* START *

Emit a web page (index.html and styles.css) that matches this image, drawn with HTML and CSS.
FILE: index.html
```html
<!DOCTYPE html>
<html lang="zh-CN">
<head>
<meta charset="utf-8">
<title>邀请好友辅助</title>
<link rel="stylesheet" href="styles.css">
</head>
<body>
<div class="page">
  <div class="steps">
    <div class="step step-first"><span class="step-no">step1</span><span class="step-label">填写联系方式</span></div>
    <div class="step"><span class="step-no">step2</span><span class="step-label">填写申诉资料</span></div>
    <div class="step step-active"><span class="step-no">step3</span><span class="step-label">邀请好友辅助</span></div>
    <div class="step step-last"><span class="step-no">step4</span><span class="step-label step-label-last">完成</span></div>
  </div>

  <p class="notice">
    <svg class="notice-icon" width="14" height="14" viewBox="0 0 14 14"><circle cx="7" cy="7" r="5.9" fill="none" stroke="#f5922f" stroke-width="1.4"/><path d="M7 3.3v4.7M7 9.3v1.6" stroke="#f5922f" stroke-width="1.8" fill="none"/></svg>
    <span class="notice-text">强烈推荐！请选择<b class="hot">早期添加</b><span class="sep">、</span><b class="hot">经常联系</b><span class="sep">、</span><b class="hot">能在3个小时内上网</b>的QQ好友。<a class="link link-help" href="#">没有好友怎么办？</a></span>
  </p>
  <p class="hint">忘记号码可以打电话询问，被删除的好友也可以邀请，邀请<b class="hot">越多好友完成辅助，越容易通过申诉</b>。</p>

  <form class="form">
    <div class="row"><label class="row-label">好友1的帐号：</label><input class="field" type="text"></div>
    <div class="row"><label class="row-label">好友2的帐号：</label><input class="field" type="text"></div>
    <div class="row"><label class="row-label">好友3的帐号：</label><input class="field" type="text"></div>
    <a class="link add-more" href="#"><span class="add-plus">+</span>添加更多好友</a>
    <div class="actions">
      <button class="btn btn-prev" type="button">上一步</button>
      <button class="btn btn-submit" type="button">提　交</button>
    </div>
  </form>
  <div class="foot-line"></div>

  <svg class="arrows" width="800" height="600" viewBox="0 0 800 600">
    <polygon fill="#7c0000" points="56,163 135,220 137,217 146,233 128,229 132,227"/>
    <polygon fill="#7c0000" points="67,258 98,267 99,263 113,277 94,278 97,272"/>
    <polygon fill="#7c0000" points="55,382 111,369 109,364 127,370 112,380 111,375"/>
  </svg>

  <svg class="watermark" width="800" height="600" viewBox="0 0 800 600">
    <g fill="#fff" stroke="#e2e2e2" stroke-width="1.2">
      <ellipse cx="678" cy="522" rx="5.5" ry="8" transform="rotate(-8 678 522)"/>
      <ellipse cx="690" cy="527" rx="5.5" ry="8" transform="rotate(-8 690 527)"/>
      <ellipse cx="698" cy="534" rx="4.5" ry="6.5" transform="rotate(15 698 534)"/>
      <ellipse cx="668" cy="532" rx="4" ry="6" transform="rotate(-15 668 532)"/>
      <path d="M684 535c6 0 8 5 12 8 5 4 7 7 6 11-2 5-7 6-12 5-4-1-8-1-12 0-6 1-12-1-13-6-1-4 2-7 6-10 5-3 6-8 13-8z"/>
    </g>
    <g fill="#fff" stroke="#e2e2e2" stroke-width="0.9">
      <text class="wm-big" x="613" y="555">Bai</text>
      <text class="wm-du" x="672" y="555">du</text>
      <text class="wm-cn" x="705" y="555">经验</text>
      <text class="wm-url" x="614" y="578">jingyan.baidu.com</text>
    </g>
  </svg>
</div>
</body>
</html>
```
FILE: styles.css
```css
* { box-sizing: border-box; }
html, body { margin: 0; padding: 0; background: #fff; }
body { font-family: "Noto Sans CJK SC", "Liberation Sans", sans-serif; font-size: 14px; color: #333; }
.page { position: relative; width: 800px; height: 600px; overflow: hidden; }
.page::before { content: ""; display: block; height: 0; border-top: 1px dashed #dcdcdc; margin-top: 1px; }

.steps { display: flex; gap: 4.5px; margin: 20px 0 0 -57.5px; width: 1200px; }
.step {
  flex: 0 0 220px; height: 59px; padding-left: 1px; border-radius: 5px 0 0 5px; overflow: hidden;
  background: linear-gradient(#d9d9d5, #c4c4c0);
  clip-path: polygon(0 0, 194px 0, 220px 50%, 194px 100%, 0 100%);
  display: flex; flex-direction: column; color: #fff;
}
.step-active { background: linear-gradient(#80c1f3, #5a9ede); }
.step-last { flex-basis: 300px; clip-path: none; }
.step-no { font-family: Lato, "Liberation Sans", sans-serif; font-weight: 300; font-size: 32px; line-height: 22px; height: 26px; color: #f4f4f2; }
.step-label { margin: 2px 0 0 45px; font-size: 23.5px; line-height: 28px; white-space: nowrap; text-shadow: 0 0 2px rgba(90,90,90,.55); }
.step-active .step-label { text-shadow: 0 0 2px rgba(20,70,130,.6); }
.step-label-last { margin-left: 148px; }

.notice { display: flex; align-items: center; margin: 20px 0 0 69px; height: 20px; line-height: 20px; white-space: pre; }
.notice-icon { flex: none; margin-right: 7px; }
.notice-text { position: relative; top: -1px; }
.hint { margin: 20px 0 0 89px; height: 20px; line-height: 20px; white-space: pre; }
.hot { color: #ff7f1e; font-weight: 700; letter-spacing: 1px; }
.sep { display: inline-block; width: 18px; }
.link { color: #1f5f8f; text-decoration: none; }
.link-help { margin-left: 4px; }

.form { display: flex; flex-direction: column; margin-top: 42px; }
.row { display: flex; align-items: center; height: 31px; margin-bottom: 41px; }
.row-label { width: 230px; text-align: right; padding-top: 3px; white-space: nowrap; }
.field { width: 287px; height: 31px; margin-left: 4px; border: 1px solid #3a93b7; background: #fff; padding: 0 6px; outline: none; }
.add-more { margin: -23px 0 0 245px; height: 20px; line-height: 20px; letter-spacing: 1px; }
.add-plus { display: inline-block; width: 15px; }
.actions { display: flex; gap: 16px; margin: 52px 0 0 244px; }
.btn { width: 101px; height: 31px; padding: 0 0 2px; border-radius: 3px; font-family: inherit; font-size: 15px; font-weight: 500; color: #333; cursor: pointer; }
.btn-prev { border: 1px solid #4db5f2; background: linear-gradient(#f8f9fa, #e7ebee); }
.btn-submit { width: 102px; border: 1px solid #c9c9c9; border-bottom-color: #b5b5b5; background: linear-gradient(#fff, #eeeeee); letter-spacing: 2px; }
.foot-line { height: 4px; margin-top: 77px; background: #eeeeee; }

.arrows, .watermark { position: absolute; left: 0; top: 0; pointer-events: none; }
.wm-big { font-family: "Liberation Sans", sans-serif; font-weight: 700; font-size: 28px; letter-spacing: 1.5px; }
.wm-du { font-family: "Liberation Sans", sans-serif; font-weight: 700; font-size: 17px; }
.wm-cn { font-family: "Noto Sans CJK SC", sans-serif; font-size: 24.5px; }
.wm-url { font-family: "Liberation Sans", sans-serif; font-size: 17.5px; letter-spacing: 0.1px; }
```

* END *
* START *

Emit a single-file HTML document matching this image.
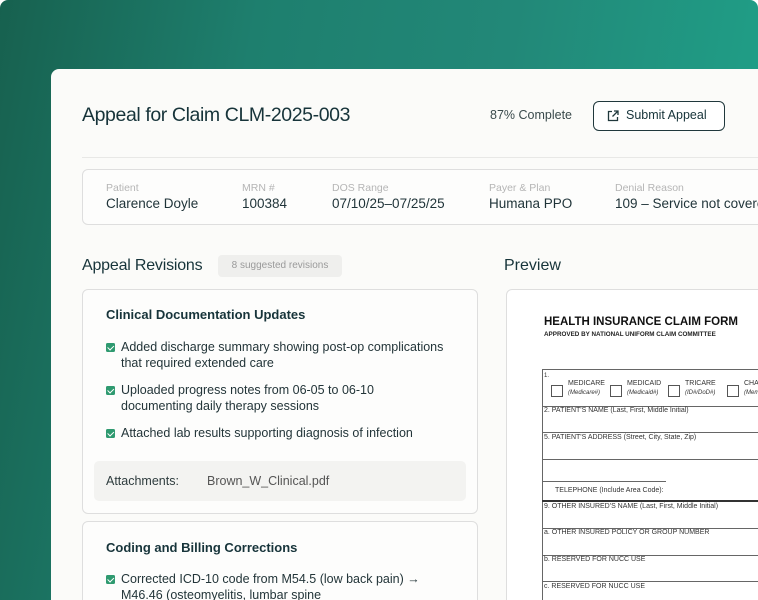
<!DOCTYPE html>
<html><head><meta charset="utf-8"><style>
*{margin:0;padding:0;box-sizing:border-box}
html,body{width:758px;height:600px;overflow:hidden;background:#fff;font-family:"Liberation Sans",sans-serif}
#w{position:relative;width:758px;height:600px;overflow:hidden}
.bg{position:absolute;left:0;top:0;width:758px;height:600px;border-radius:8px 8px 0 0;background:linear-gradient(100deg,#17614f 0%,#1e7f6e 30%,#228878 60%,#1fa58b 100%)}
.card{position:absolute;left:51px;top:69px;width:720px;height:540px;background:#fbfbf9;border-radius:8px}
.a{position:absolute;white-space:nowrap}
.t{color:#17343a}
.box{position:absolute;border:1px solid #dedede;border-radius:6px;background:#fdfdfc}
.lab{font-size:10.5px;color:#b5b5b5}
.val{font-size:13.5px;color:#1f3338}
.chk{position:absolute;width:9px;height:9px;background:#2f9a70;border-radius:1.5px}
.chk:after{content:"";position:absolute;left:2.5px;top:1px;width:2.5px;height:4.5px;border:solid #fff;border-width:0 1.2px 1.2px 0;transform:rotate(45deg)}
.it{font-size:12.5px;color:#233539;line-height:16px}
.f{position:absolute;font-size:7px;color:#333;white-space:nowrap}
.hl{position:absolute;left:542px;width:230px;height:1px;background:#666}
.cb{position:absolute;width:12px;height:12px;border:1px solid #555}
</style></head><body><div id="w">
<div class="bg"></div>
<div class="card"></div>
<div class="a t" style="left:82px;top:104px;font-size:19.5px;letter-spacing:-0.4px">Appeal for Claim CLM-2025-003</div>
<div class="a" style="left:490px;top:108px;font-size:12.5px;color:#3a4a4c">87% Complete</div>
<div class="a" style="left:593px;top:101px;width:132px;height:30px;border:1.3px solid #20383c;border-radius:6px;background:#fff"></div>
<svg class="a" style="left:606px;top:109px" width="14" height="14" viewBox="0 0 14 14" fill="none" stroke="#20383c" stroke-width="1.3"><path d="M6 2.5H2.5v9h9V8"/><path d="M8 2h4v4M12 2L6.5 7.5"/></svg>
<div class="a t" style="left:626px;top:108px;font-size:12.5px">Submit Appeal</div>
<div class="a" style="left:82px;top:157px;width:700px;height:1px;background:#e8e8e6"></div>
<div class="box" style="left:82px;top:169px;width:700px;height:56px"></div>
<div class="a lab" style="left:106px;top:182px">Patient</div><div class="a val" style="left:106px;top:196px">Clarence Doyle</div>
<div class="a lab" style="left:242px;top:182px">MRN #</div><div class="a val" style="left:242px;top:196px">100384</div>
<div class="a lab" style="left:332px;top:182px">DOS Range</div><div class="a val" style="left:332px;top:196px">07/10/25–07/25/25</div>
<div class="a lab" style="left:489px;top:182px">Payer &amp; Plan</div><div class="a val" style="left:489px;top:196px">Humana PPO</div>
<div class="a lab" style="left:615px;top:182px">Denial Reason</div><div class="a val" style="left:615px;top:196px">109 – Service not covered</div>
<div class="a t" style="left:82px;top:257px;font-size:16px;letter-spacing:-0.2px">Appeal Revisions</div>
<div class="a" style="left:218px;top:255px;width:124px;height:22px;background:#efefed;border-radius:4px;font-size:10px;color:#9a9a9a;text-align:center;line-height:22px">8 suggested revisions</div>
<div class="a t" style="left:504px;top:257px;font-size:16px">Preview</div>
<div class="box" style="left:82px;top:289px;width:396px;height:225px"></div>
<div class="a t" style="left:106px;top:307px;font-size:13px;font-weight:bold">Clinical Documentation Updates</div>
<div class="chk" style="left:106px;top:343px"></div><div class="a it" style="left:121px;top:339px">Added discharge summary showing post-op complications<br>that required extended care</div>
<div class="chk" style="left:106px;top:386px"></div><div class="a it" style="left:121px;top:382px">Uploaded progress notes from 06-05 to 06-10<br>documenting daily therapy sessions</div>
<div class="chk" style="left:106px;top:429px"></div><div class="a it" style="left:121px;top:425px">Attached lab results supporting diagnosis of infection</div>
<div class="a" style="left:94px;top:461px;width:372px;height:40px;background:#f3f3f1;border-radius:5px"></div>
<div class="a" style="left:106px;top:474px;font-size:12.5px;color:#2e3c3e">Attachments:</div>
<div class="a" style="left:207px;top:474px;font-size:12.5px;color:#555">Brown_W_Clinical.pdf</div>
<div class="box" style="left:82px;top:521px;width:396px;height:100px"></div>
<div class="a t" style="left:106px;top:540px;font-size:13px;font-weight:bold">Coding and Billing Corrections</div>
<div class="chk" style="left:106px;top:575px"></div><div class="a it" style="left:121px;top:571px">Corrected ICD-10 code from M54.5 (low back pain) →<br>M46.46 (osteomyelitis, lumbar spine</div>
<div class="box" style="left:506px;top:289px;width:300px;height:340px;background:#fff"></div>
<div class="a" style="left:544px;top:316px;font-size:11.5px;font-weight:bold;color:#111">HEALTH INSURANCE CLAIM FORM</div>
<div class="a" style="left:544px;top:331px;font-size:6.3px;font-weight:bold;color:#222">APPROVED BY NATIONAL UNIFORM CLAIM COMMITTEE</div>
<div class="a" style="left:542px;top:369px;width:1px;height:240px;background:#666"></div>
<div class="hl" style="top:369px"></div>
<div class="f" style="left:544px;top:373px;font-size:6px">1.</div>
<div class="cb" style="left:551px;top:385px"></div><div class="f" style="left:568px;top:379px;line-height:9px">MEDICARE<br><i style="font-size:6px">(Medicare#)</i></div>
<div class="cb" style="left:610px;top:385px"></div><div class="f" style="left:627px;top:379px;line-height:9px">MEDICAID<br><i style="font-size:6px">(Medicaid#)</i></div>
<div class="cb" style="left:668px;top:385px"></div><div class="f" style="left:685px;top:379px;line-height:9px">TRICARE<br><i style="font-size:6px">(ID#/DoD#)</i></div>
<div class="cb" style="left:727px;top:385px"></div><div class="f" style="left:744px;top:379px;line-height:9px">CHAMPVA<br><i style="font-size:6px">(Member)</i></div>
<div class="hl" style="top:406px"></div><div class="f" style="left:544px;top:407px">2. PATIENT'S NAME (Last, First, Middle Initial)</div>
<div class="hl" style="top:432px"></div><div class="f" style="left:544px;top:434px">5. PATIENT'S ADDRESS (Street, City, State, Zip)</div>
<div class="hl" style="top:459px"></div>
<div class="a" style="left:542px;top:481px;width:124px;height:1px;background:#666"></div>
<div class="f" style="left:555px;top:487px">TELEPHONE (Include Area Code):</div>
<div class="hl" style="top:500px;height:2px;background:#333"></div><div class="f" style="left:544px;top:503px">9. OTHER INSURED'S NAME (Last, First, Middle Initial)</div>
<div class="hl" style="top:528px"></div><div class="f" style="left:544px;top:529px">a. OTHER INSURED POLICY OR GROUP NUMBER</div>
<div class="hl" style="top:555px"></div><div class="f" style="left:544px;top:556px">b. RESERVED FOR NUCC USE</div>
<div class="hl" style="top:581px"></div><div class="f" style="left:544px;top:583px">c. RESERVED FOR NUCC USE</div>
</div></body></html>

* END *

EXERCISE REQUIREMENTS: Search the records for the word "page" and copy every line where it occurs.

SOLUTION:
Emit a web page (index.html and styles.css) that matches this image, drawn with HTML and CSS.
<div class="page">
.page { position: relative; width: 800px; height: 600px; overflow: hidden; }
.page::before { content: ""; display: block; height: 0; border-top: 1px dashed #dcdcdc; margin-top: 1px; }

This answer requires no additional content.